Records with interface code:
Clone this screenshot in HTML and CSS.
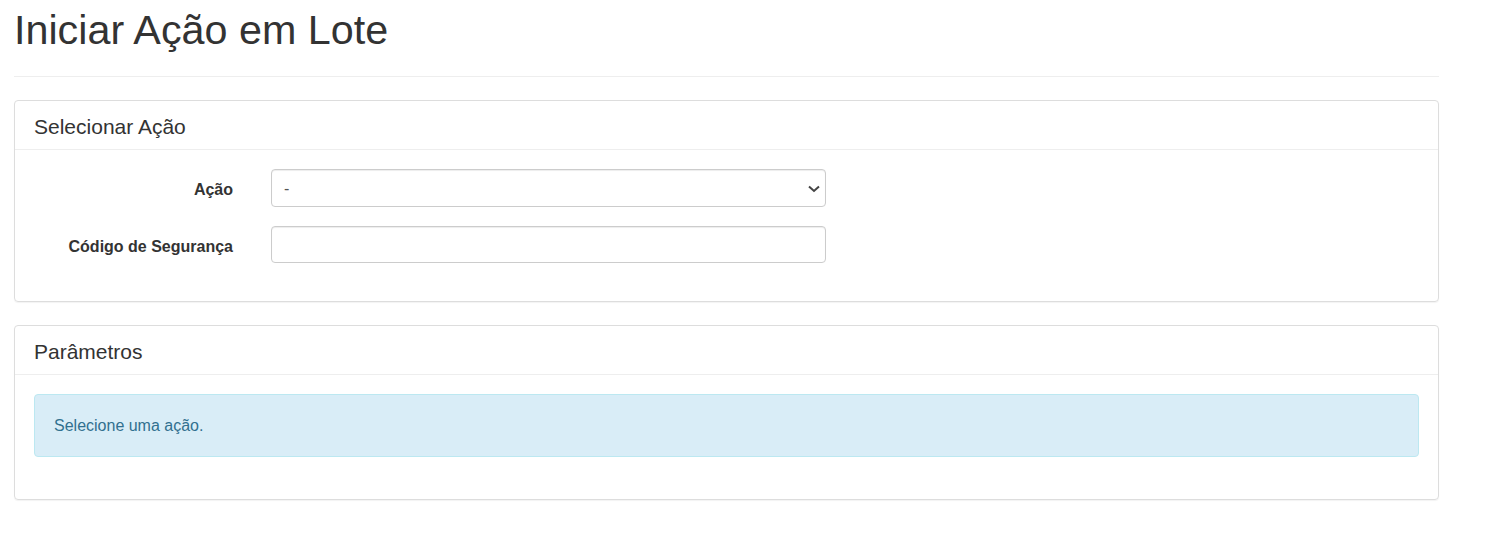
FILE: index.html
```html
<!DOCTYPE html>
<html lang="pt-BR">
<head>
  <meta charset="UTF-8">
  <meta name="viewport" content="width=device-width, initial-scale=1.0">
  <title>Iniciar Ação em Lote</title>
  <link rel="stylesheet" href="styles.css">
</head>
<body>
  <div class="page">
    <div class="page-header">
      <h1>Iniciar Ação em Lote</h1>
    </div>

    <!-- Selecionar ação -->
    <div class="panel">
      <div class="panel-heading">Selecionar Ação</div>
      <div class="panel-body">
        <form class="form-horizontal">
          <label for="acao">Ação</label>
          <div class="select-wrap">
            <select id="acao" class="form-control">
              <option value="">-</option>
            </select>
            <svg class="chevron" width="12" height="8" viewBox="0 0 12 8">
              <path d="M1 1.5 L6 6 L11 1.5" fill="none" stroke="#444" stroke-width="2"/>
            </svg>
          </div>

          <label for="codigo">Código de Segurança</label>
          <input type="text" id="codigo" class="form-control input-text">
        </form>
      </div>
    </div>

    <!-- Parâmetros -->
    <div class="panel">
      <div class="panel-heading">Parâmetros</div>
      <div class="panel-body">
        <div class="alert-info">Selecione uma ação.</div>
      </div>
    </div>
  </div>
</body>
</html>
```

FILE: styles.css
```css
body {
  font-family: 'Liberation Sans', Arial, sans-serif;
  font-size: 16px;
  color: #333;
  background-color: #fff;
  margin: 0;
  padding: 0;
}

.page {
  width: 1425px;
  margin-left: 14px;
}

.page-header {
  padding-top: 8px;
  padding-bottom: 23px;
  border-bottom: 1px solid #eee;
  margin-bottom: 23px;
}

h1 {
  font-size: 41.3px;
  font-weight: normal;
  line-height: 1.1;
  margin: 0;
}

.panel {
  border: 1px solid #ddd;
  border-radius: 4px;
  box-shadow: 0 1px 1px rgba(0, 0, 0, 0.05);
  margin-bottom: 23px;
}

.panel-heading {
  font-size: 21px;
  line-height: 23px;
  padding: 14px 19px 11px;
  border-bottom: 1px solid #eee;
}

.panel-body {
  padding: 19px 19px 0;
}

.form-horizontal {
  display: grid;
  grid-template-columns: 199px 555px;
  column-gap: 38px;
  row-gap: 19px;
  align-items: center;
  padding-bottom: 38px;
}

label {
  font-weight: bold;
  text-align: right;
  padding-top: 4px;
}

.select-wrap {
  position: relative;
}

.form-control {
  box-sizing: border-box;
  display: block;
  width: 100%;
  height: 38px;
  padding: 6px 12px;
  font-family: inherit;
  font-size: 16px;
  color: #555;
  background-color: #fff;
  border: 1px solid #ccc;
  border-radius: 4px;
  box-shadow: inset 0 1px 1px rgba(0, 0, 0, 0.075);
}

select.form-control {
  appearance: none;
  -webkit-appearance: none;
}

.chevron {
  position: absolute;
  right: 6px;
  top: 16px;
  pointer-events: none;
}

.input-text {
  height: 37px;
}

.alert-info {
  background-color: #d9edf7;
  border: 1px solid #bce8f1;
  border-radius: 4px;
  color: #31708f;
  padding: 21px 19px;
  line-height: 19px;
  margin-bottom: 42px;
}
```
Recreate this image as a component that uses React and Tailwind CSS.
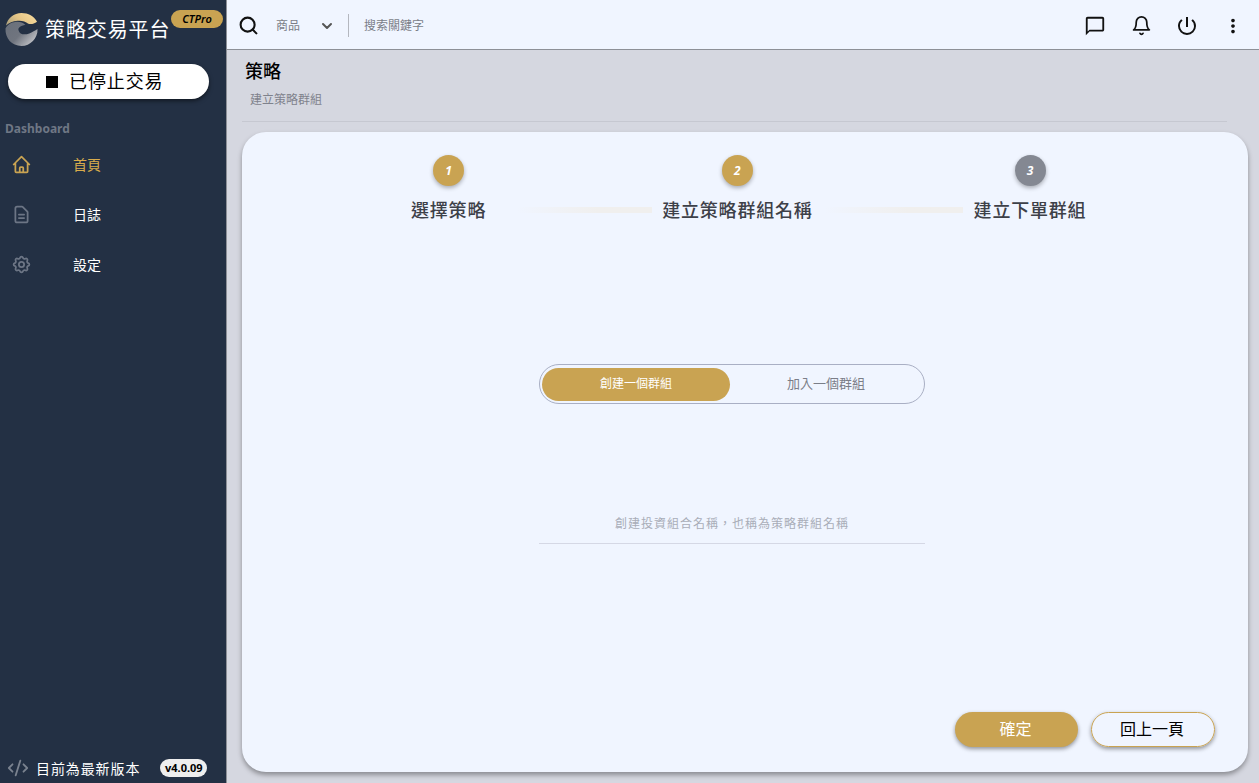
import React, { useState } from 'react';
import { MdOutlineChatBubbleOutline, MdPowerSettingsNew, MdMoreVert } from 'react-icons/md';
import { HiOutlineHome, HiOutlineDocumentText, HiOutlineCog } from 'react-icons/hi';
import { LuCodeXml, LuSearch, LuBell, LuChevronDown } from 'react-icons/lu';

const navItems = [
  { label: '首頁', icon: HiOutlineHome, active: true },
  { label: '日誌', icon: HiOutlineDocumentText },
  { label: '設定', icon: HiOutlineCog },
];

function Logo() {
  return (
    <svg width="33" height="35" viewBox="0 0 34 36" className="shrink-0">
      <defs>
        <linearGradient id="gold" x1="0" y1="0.6" x2="1" y2="0.2">
          <stop offset="0" stopColor="#b3a57f" />
          <stop offset="0.4" stopColor="#e3c486" />
          <stop offset="1" stopColor="#f8dc9e" />
        </linearGradient>
        <linearGradient id="grey" x1="0" y1="0.1" x2="1" y2="0.8">
          <stop offset="0" stopColor="#6a707b" />
          <stop offset="0.5" stopColor="#70757f" />
          <stop offset="1" stopColor="#c9cace" />
        </linearGradient>
      </defs>
      <path d="M1 14C3 6 9 1 17 1c7 0 13 3 16 9-3 2-6 3-9 2-3-2.500-7-3.500-11-3C8 9.500 4 11 1 14z" fill="url(#gold)" />
      <path d="M.5 17C3 12 8 10 13 10c3 0 6 1 8 3-5 1-8 3-7 6 1 4 6 5 11 3 3-1 6-3 8.500-4.500C34 27 26 35 17 35 7 35 0 27 .5 17z" fill="url(#grey)" />
    </svg>
  );
}

function Sidebar() {
  return (
    <aside className="w-[226px] shrink-0 bg-[#233044] flex flex-col">
      <div className="relative h-[62px] flex items-center pl-[5px] pb-[3px] gap-[7px]">
        <Logo />
        <span className="text-white text-[20px] tracking-[0.9px] leading-none">策略交易平台</span>
        <span className="absolute left-[171px] top-[10px] w-[52px] h-[18px] rounded-full bg-[#c9a352] flex items-center justify-center text-[11px] italic font-semibold text-black">CTPro</span>
      </div>
      <button className="mx-[8px] mt-[2px] h-[35px] w-[201px] rounded-full bg-white shadow-[0_2px_4px_rgba(0,0,0,0.5)] flex items-center pl-[38px] gap-[11px] text-black">
        <span className="w-[12px] h-[12px] bg-black" />
        <span className="text-[18px] tracking-[0.9px] leading-none pb-[2px]">已停止交易</span>
      </button>
      <div className="mt-[21px] pl-[5px] text-[12px] font-bold text-[#6f7785] leading-[18px]">Dashboard</div>
      <nav className="mt-[1px] flex flex-col">
        {navItems.map((item) => {
          const Icon = item.icon;
          return (
            <div key={item.label} className="h-[50px] flex items-center pl-[11px]">
              <Icon className={`w-[21px] h-[21px] ${item.active ? 'text-[#c9a352]' : 'text-[#6c7585]'}`} />
              <span className={`ml-[41px] text-[14px] ${item.active ? 'text-[#d9ac4c]' : 'text-white'}`}>{item.label}</span>
            </div>
          );
        })}
      </nav>
      <div className="mt-auto h-[30px] flex items-center pl-[7px]">
        <LuCodeXml className="w-[22px] h-[22px] text-[#7a828f]" />
        <span className="ml-[7px] text-white text-[14px] tracking-[0.9px]">目前為最新版本</span>
        <span className="ml-[20px] h-[18px] w-[47px] rounded-full bg-[#eeeeee] text-black text-[11px] font-bold flex items-center justify-center">v4.0.09</span>
      </div>
    </aside>
  );
}

function Header() {
  return (
    <header className="h-[50px] shrink-0 bg-[#f0f5ff] border-b border-[#8d9097] flex items-center pt-[2px] pl-[11px] pr-[3px]">
      <LuSearch className="w-[21px] h-[21px] text-[#111] [stroke-width:2.4]" />
      <span className="ml-[17px] text-[12px] text-[#7b7e88]">商品</span>
      <LuChevronDown className="ml-[19px] w-[16px] h-[16px] text-[#555] [stroke-width:3]" />
      <span className="ml-[13px] w-px h-[23px] bg-[#b4b7bf]" />
      <span className="ml-[15px] text-[12px] text-[#7b7e88]">搜索關鍵字</span>
      <div className="ml-auto flex items-center text-[#111]">
        <div className="w-[46px] flex justify-center"><MdOutlineChatBubbleOutline className="w-[22px] h-[22px]" /></div>
        <div className="w-[46px] flex justify-center"><LuBell className="w-[21px] h-[21px]" /></div>
        <div className="w-[46px] flex justify-center"><MdPowerSettingsNew className="w-[24px] h-[24px]" /></div>
        <div className="w-[46px] flex justify-center"><MdMoreVert className="w-[22px] h-[22px]" /></div>
      </div>
    </header>
  );
}

function Step({ num, label, current }) {
  return (
    <div className="flex flex-col items-center shrink-0">
      <div className={`w-[31px] h-[31px] rounded-full flex items-center justify-center text-white text-[12px] font-bold italic shadow-[0_2px_4px_rgba(0,0,0,0.3)] ${current ? 'bg-[#c9a352]' : 'bg-[#848892]'}`}>
        {num}
      </div>
      <div className="mt-[11px] text-[18px] font-medium tracking-[0.8px] text-[#3d4048] leading-[26px] whitespace-nowrap">{label}</div>
    </div>
  );
}

function Connector({ className }) {
  return <div className={`h-[6px] mt-[52px] bg-gradient-to-r from-transparent via-[#f0efee] via-60% to-[#f0efee] shrink-0 ${className}`} />;
}

export default function App() {
  const [mode, setMode] = useState('create');

  return (
    <div className="h-screen w-full flex overflow-hidden bg-[#d5d7e0] font-['Noto_Sans','Noto_Sans_CJK_TC',sans-serif]">
      <Sidebar />
      <div className="flex-1 min-w-0 flex flex-col border-l border-[#8d9097]">
        <Header />
        <main className="flex-1 min-h-0 flex flex-col pl-[15px] pr-[11px] pb-[11px]">
          <div className="mr-[21px] h-[72px] shrink-0 border-b border-[#c6c8d1]">
            <h1 className="ml-[3px] mt-[8px] text-[18px] font-medium leading-[26px] text-black">策略</h1>
            <p className="ml-[8px] mt-[7px] text-[12px] leading-[18px] text-[#7f828c]">建立策略群組</p>
          </div>
          <section className="mt-[10px] flex-1 min-h-0 bg-[#f0f5ff] rounded-[24px] shadow-[0_3px_5px_rgba(0,0,0,0.35)] flex flex-col">
            <div className="pt-[23px] pl-[169px] flex">
              <Step num="1" label="選擇策略" current />
              <Connector className="w-[135px] ml-[31px]" />
              <div className="ml-[10px]"><Step num="2" label="建立策略群組名稱" current /></div>
              <Connector className="w-[138px] ml-[12px]" />
              <div className="ml-[11px]"><Step num="3" label="建立下單群組" /></div>
            </div>
            <div className="mt-[141px] ml-[297px] w-[386px] h-[40px] rounded-full border border-[#a9afc4] flex items-center px-[2px]">
              <button onClick={() => setMode('create')} className={`w-[188px] h-[33px] rounded-full text-[12px] ${mode === 'create' ? 'bg-[#c9a352] text-white' : 'text-[#7b7e88]'}`}>創建一個群組</button>
              <button onClick={() => setMode('join')} className={`flex-1 h-[33px] rounded-full text-[13px] ${mode === 'join' ? 'bg-[#c9a352] text-white' : 'text-[#7b7e88]'}`}>加入一個群組</button>
            </div>
            <input
              placeholder="創建投資組合名稱，也稱為策略群組名稱"
              className="mt-[109px] ml-[297px] w-[386px] h-[31px] shrink-0 pb-[10px] bg-transparent border-b border-[#d5d8e5] text-center text-[12px] tracking-[1px] outline-none placeholder:text-[#a9adb8]"
            />
            <div className="mt-auto pb-[25px] pr-[33px] flex justify-end gap-[13px]">
              <button className="w-[123px] h-[35px] pb-[1px] pr-[2px] rounded-full bg-[#c9a352] text-white text-[16px] shadow-[0_2px_4px_rgba(0,0,0,0.4)]">確定</button>
              <button className="w-[124px] h-[35px] pb-[1px] pr-[2px] rounded-full border border-[#c9a352] text-black text-[16px] shadow-[0_2px_4px_rgba(0,0,0,0.4)]">回上一頁</button>
            </div>
          </section>
        </main>
      </div>
    </div>
  );
}
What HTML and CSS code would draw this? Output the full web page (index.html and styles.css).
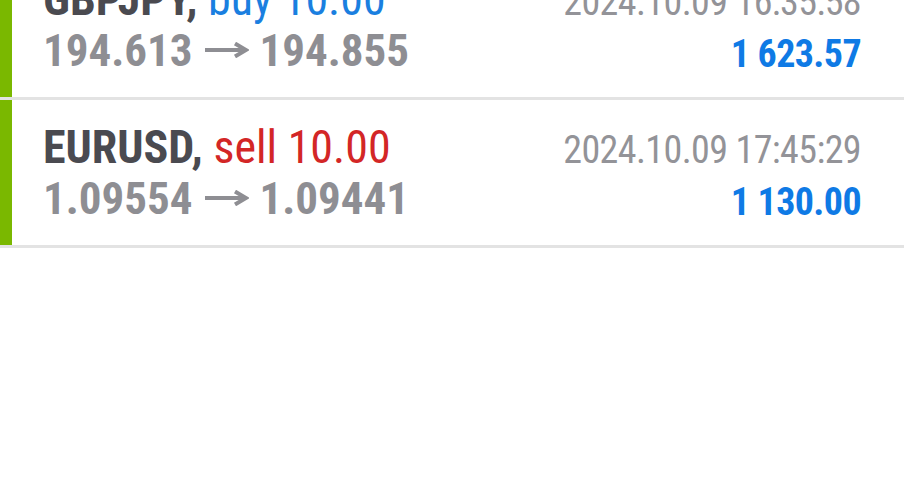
FILE: index.html
```html
<!DOCTYPE html>
<html>

<head>
    <title>History</title>
    <meta charset="utf-8">
    <meta name="viewport" content="width=device-width, initial-scale=1.0">
    <link rel="stylesheet" href="styles.css">
</head>

<body>

    <section id="deals">
        <article class="deal">
            <div class="indhold">
                <div class="venstre">
                    <p class="titel"><span class="symbol">GBPJPY,</span> <span class="buy">buy 10.00</span></p>
                    <p class="kurs">194.613<svg class="pil" width="44" height="16" viewBox="0 0 44 16"><path d="M0 8H41M30 1.5L41 8L30 14.5" /></svg>194.855</p>
                </div>
                <div class="hoejre">
                    <p class="tid">2024.10.09 16:35:58</p>
                    <p class="profit">1 623.57</p>
                </div>
            </div>
        </article>

        <article class="deal">
            <div class="indhold">
                <div class="venstre">
                    <p class="titel"><span class="symbol">EURUSD,</span> <span class="sell">sell 10.00</span></p>
                    <p class="kurs">1.09554<svg class="pil" width="44" height="16" viewBox="0 0 44 16"><path d="M0 8H41M30 1.5L41 8L30 14.5" /></svg>1.09441</p>
                </div>
                <div class="hoejre">
                    <p class="tid">2024.10.09 17:45:29</p>
                    <p class="profit">1 130.00</p>
                </div>
            </div>
        </article>
    </section>

</body></html>
```

FILE: styles.css
```css
body {
    margin: 0;
    background: white;
    font-family: "Roboto Condensed", Roboto, sans-serif;
    font-stretch: condensed;
}

#deals {
    margin-top: -48px;
}

.deal {
    border-bottom: 3px solid #e3e3e3;
}

.indhold {
    display: flex;
    justify-content: space-between;
    align-items: baseline;
    border-left: 12px solid #7ab800;
    padding: 21px 43px 17px 31px;
}

p {
    margin: 0;
    line-height: 52px;
    white-space: nowrap;
}

.titel {
    font-size: 46px;
}

.symbol {
    font-weight: bold;
    color: #4a4a50;
}

.buy {
    color: #1a7fe0;
}

.sell {
    color: #d32626;
}

.kurs {
    font-size: 45px;
    font-weight: bold;
    color: #8e8e93;
}

.pil {
    vertical-align: 8px;
    margin: 0 11px 0 12px;
}

.pil path {
    fill: none;
    stroke: #8e8e93;
    stroke-width: 4;
}

.hoejre {
    text-align: right;
}

.tid {
    font-size: 38px;
    letter-spacing: -0.6px;
    color: #939398;
}

.profit {
    font-size: 38px;
    letter-spacing: -0.6px;
    font-weight: bold;
    color: #0f7ae5;
}
```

> **Written task**:
Report each line in the data that holds the word "this".

> **The solution**:
Clone this screenshot in HTML and CSS.
Recreate this image as a component that uses React and Tailwind CSS.
What HTML and CSS code would draw this? Output the full web page (index.html and styles.css).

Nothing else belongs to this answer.